In the last issue but one of the magazine, readers were invited to submit designs for a new cover. Not one design has been received during the past twelve months. Does this mean that boys in the School who are good at art and Old Monovians who have continued their training at art schools are so uninterested that they would not like to see one of their own designs in print? Surely not. May we therefore appeal once again for cover designs to be sent to the editors for consideration not later than Easter.
1We have at last given way to the inevitable and introduced a certain number of advertisements. It is one way of meeting the ever-increasing bills for the printing of the magazine. We hope to limit advertisements as far as possible to matters affecting the careers of school leavers.
D. B. Tillyer, after his appointment by H. Marcovitch, continued as chief editor of The Bulletin throughout the Summer Term and during the Autumn Term until mid-October when he resigned after some "cabinet reshuffles", and was succeeded by D. J. Holm.

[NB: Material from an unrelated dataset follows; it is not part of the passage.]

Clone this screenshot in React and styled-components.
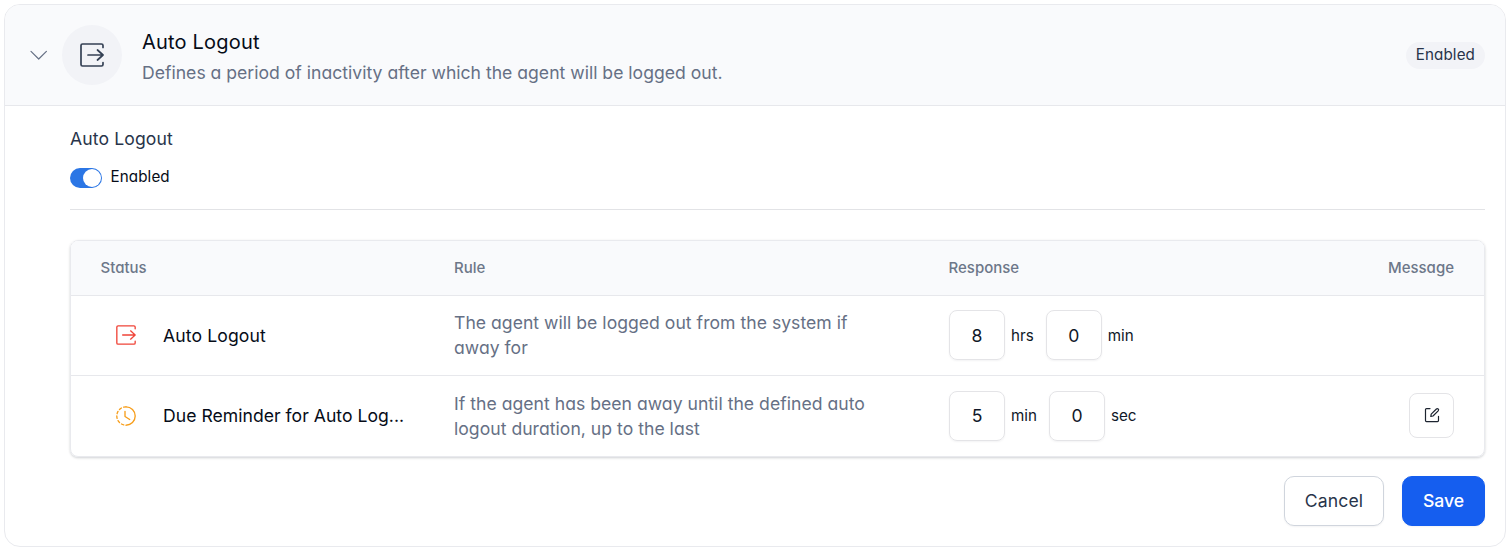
import React from "react";
import styled, { createGlobalStyle } from "styled-components";

const GlobalStyle = createGlobalStyle`
  *, *::before, *::after { box-sizing: border-box; }
  body {
    margin: 0;
    background: #fff;
    font-family: Inter, "Liberation Sans", sans-serif;
    font-feature-settings: "cv11" 1;
    color: #101828;
  }
`;

const Card = styled.section`
  width: 1502px;
  height: 543px;
  margin: 4px 0 0 4px;
  border: 1px solid #e9eaee;
  border-radius: 16px;
  overflow: hidden;
  background: #fff;
`;

const Header = styled.header`
  display: flex;
  align-items: center;
  height: 101px;
  padding: 0 20px 0 25px;
  border-bottom: 1px solid #e7e8ec;
  background: #f9fafc;
`;

const IconCircle = styled.div`
  display: flex;
  align-items: center;
  justify-content: center;
  width: 60px;
  height: 60px;
  margin: 0 20px 0 14px;
  border-radius: 50%;
  background: #f2f3f7;
`;

const Heading = styled.div`
  flex: 1;
  padding-top: 3px;
`;

const Title = styled.h2`
  margin: 0;
  font-size: 20px;
  line-height: 30px;
  font-weight: 400;
  letter-spacing: 0.2px;
  color: #060c18;
`;

const Description = styled.p`
  margin: 2px 0 0;
  font-size: 17.6px;
  line-height: 28px;
  color: #667085;
`;

const Badge = styled.span`
  display: flex;
  align-items: center;
  height: 27px;
  padding: 0 10px 2px;
  border-radius: 14px;
  background: #f2f3f7;
  font-size: 15.2px;
  font-weight: 400;
  letter-spacing: 0.1px;
  color: #28344a;
`;

const Body = styled.div`
  padding: 19px 20px 0 65px;
`;

const SectionTitle = styled.h3`
  margin: 0;
  font-size: 17.6px;
  line-height: 28px;
  font-weight: 400;
  letter-spacing: 0.12px;
  color: #28344a;
`;

const ToggleRow = styled.label`
  display: flex;
  align-items: center;
  gap: 8.5px;
  height: 22px;
  margin-top: 13px;
  font-size: 15.2px;
  font-weight: 400;
  letter-spacing: 0.1px;
  color: #060c18;
`;

const ToggleText = styled.span`
  padding-bottom: 2px;
`;

const Switch = styled.span`
  display: flex;
  align-items: center;
  justify-content: flex-end;
  width: 32px;
  height: 20px;
  margin-top: 1px;
  padding: 1px;
  border-radius: 10px;
  background: #2b76e5;
`;

const Knob = styled.span`
  width: 18px;
  height: 18px;
  border-radius: 50%;
  background: #fff;
`;

const Divider = styled.hr`
  height: 1px;
  margin: 21px 0 30px;
  border: 0;
  background: #e2e3e6;
`;

const Table = styled.div`
  border: 1px solid #e9eaee;
  border-radius: 8px;
  overflow: hidden;
  box-shadow: 0 1px 3px rgba(16, 24, 40, 0.12), 0 1px 2px rgba(16, 24, 40, 0.08);
`;

const Row = styled.div`
  display: grid;
  grid-template-columns: 353.5px 494.5px 1fr auto;
  align-items: center;
  height: 80px;
  padding: 0 30px ${(p) => (p.$last ? 0 : 1)}px 29.5px;
  border-bottom: ${(p) => (p.$last ? "0" : "1px solid #e7e8ec")};
`;

const HeadRow = styled(Row)`
  height: 55px;
  padding-bottom: 2px;
  background: #f9fafc;
  font-size: 15px;
  font-weight: 500;
  color: #6d7789;
`;

const StatusCell = styled.div`
  display: flex;
  align-items: center;
  gap: 27.5px;
  padding: 0 0 ${(p) => (p.$raised ? 1 : 0)}px 15px;
  font-size: 17.6px;
  font-weight: 400;
  letter-spacing: ${(p) => (p.$raised ? 0.02 : 0.12)}px;
  color: #060c18;
`;

const RuleCell = styled.div`
  width: 440px;
  padding-bottom: 1px;
  font-size: 17.6px;
  line-height: 25px;
  letter-spacing: 0.02px;
  color: #667085;
`;

const ResponseCell = styled.div`
  display: flex;
  align-items: center;
  padding-left: 0.5px;
`;

const NumberBox = styled.span`
  display: flex;
  align-items: center;
  justify-content: center;
  width: 56px;
  height: 50px;
  padding-bottom: ${(p) => (p.$raised ? 1 : 0)}px;
  border: 1px solid #e4e4e7;
  border-radius: 8px;
  box-shadow: 0 1px 2px rgba(16, 24, 40, 0.05);
  font-size: 17.6px;
`;

const Unit = styled.span`
  margin: 0 12px 0 6px;
  padding-bottom: ${(p) => (p.$raised ? 2 : 0)}px;
  font-size: 15.2px;
`;

const EditButton = styled.button`
  display: flex;
  align-items: center;
  justify-content: center;
  width: 45px;
  height: 45px;
  margin-bottom: 1px;
  padding: 0 0 1px;
  border: 1px solid #e4e4e7;
  border-radius: 8px;
  background: #fff;
`;

const Actions = styled.footer`
  display: flex;
  justify-content: flex-end;
  gap: 18px;
  margin-top: 19px;
`;

const Button = styled.button`
  width: ${(p) => (p.$primary ? 83 : 100)}px;
  height: 50px;
  padding: 0 0 1px;
  border: 1px solid ${(p) => (p.$primary ? "#155eef" : "#d0d5dd")};
  border-radius: 10px;
  background: ${(p) => (p.$primary ? "#155eef" : "#fff")};
  box-shadow: 0 1px 2px rgba(16, 24, 40, 0.05);
  font-family: Inter, "Liberation Sans", sans-serif;
  font-feature-settings: normal;
  font-size: 17.6px;
  font-weight: ${(p) => (p.$primary ? 500 : 400)};
  letter-spacing: ${(p) => (p.$primary ? 0 : 0.15)}px;
  color: ${(p) => (p.$primary ? "#fff" : "#28344a")};
`;

const LogoutIcon = ({ size, color, stroke }) => (
  <svg width={size} height={size} viewBox="0 0 24 24" fill="none" stroke={color} strokeWidth={stroke} strokeLinecap="round" strokeLinejoin="round">
    <path d="M23 4.5V2.5A1.5 1.5 0 0 0 21.5 1H2.5A1.5 1.5 0 0 0 1 2.500v19A1.5 1.5 0 0 0 2.5 23h19a1.5 1.5 0 0 0 1.5-1.5v-2" />
    <path d="M8 12h15M17.5 7l5.5 5-5.5 5" />
  </svg>
);

const ClockIcon = () => (
  <svg width="20" height="20" viewBox="0 0 20 20" fill="none" stroke="#f79e1b" strokeWidth="1.35" strokeLinecap="round" strokeLinejoin="round">
    <path d="M10 .8a9.2 9.2 0 0 1 0 18.4" />
    <path d="M10 .8a9.2 9.2 0 0 0 0 18.4" strokeDasharray="2.4 2.4" />
    <path d="M9 5.3v5.2l4.7 3" />
  </svg>
);

const ChevronIcon = () => (
  <svg width="18" height="10" viewBox="0 0 18 10" fill="none" stroke="#667085" strokeWidth="1.2" strokeLinecap="round" strokeLinejoin="round">
    <path d="m1 1.4 7.7 7.6L16.4 1.4" />
  </svg>
);

const EditIcon = () => (
  <svg width="16" height="16" viewBox="0 0 16 16" fill="none" stroke="#1d2430" strokeWidth="1.2" strokeLinejoin="round" strokeLinecap="round">
    <path d="M6 1.6H2.5a1 1 0 0 0-1 1v11a1 1 0 0 0 1 1h11a1 1 0 0 0 1-1V9.3" />
    <path d="m7.2 7.2 5.2-5.2a1.2 1.2 0 0 1 1.8 1.8L9 9l-2.2.5z" />
  </svg>
);

export default function App() {
  return (
    <>
      <GlobalStyle />
      <Card>
        <Header>
          <ChevronIcon />
          <IconCircle><LogoutIcon size={24} color="#344054" stroke={1.7} /></IconCircle>
          <Heading>
            <Title>Auto Logout</Title>
            <Description>Defines a period of inactivity after which the agent will be logged out.</Description>
          </Heading>
          <Badge>Enabled</Badge>
        </Header>
        <Body>
          <SectionTitle>Auto Logout</SectionTitle>
          <ToggleRow><Switch><Knob /></Switch><ToggleText>Enabled</ToggleText></ToggleRow>
          <Divider />
          <Table>
            <HeadRow>
              <span>Status</span><span>Rule</span><span>Response</span><span>Message</span>
            </HeadRow>
            <Row>
              <StatusCell><LogoutIcon size={20} color="#f04438" stroke={1.6} />Auto Logout</StatusCell>
              <RuleCell>The agent will be logged out from the system if<br />away for</RuleCell>
              <ResponseCell>
                <NumberBox>8</NumberBox><Unit>hrs</Unit>
                <NumberBox>0</NumberBox><Unit>min</Unit>
              </ResponseCell>
            </Row>
            <Row $last>
              <StatusCell $raised><ClockIcon />Due Reminder for Auto Log...</StatusCell>
              <RuleCell>If the agent has been away until the defined auto<br />logout duration, up to the last</RuleCell>
              <ResponseCell>
                <NumberBox $raised>5</NumberBox><Unit $raised>min</Unit>
                <NumberBox $raised>0</NumberBox><Unit $raised>sec</Unit>
              </ResponseCell>
              <EditButton aria-label="Edit message"><EditIcon /></EditButton>
            </Row>
          </Table>
          <Actions>
            <Button>Cancel</Button>
            <Button $primary>Save</Button>
          </Actions>
        </Body>
      </Card>
    </>
  );
}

During his editorship, Tillyer increased the sales by over half. Now nearly 300 copies are sold every week. This success was due to three factors: firstly, The Bulletin was produced with great regularity once a week, an achievement that had not been equalled for several years; the articles have been lively and amusing and a Form Captains' Competition for the highest sales, inaugurated by the previous editor, H. Marcovitch, has also kept the School interested in the paper. The third and most important reason, however, has been the controversial editorials and articles. "This controversial nature was nurtured in its columns not merely to increase sales," writes the Editor, "but also to embarrass the smug and self-righteous within the School. Often an editorial was condemned or abused, but the interesting feature is that none was condemned as untrue but merely as inconvenient. The controversy around The Bulletin reached a peak when we published a lengthy editorial during the School election criticising each political party standing. The editorial spared no-one, but unfortunately for the circumspect one party weathered the storm better than the others because it was much less open to exposure than the others."
"This led to a violent attack on The Bulletin editors from all sections of the School with possible irreparable harm being cast upon the editors by the aspersions," as someone put it.
Needless to say The Bulletin looks forward to another exciting and controversial year.
The Junior World
Editor: R. Raymond
This magazine is coming more and more into its own. It now gives even better value for money with two sheets for a penny. However, with so much space available, the editor accumulates the articles over a month so as to give a wider variety to his reading public. It played a large part in the School election with a well timed issue two days before election day.
It has done away with editorials and now has "headlines". It has really up-to-date club reports, house football tables and reports on outstanding matches, is patronised by a section of the School prefects (including the School Captain), who have had several political arguments from edition to edition, has a very good dictionary of jokes and is always up-to-date with interesting pieces of gossip. The circulation averages around a hundred and if it keeps up its present rate of improvement we hope it will become the best junior magazine the School has ever had.
EXCHANGE VISIT WITH GERMANY, SUMMER 1959
The exchange visit with Weilburg (near Frankfurt) took place, as usual, in July and August, the German party coining over first and taking their English hosts with them to Germany afterwards. This arrangement is due to the fact that the summer holidays begin earlier in Germany (namely in the first days of July) than in this country, but it is very convenient to our boys and parents who thus can meet the stranger on their own ground.
Seventeen boys, the highest number so far, took part in the exchange. The bulk of the newcomers was from the 4th Form German Set which must be congratulated on this achievement, and they seem to have enjoyed the venture. Their parents, who perhaps have an even larger share in this success, also appear to have enjoyed the experience of housing, and looking after, a stranger. Some of the older boys of our group went to Weilburg for the second time. Two of them were literally "farmed out" and liked life on a farm and at a village near Weilburb very much. Incidentally, two Old Monovians, at present at the University, who had been at Weilburg repeatedly, also took part in the exchange this year.
Our boys saw a good deal of the German country, on organised excursions to Frankfurt, to Bonn, and to the Rhine as well as on private car outings; one of them got as far south as Stuttgart. They all will remember with pleasure the warm welcome extended to them at Weilburg generally and the care shown by the German parents in particular.
Our thanks are due to Mrs. Kirsch and Mr. Ruebsam, of Weilburg, who brought over the German party and went back together with the English group; and, of course; to Mrs. J. Moore, of Woodford Green, whose warm-hearted efficiency in planning, organising and keeping together so many young people (our group was one of five grammar schools taking part in the exchange) is mainly responsible for the success of the event.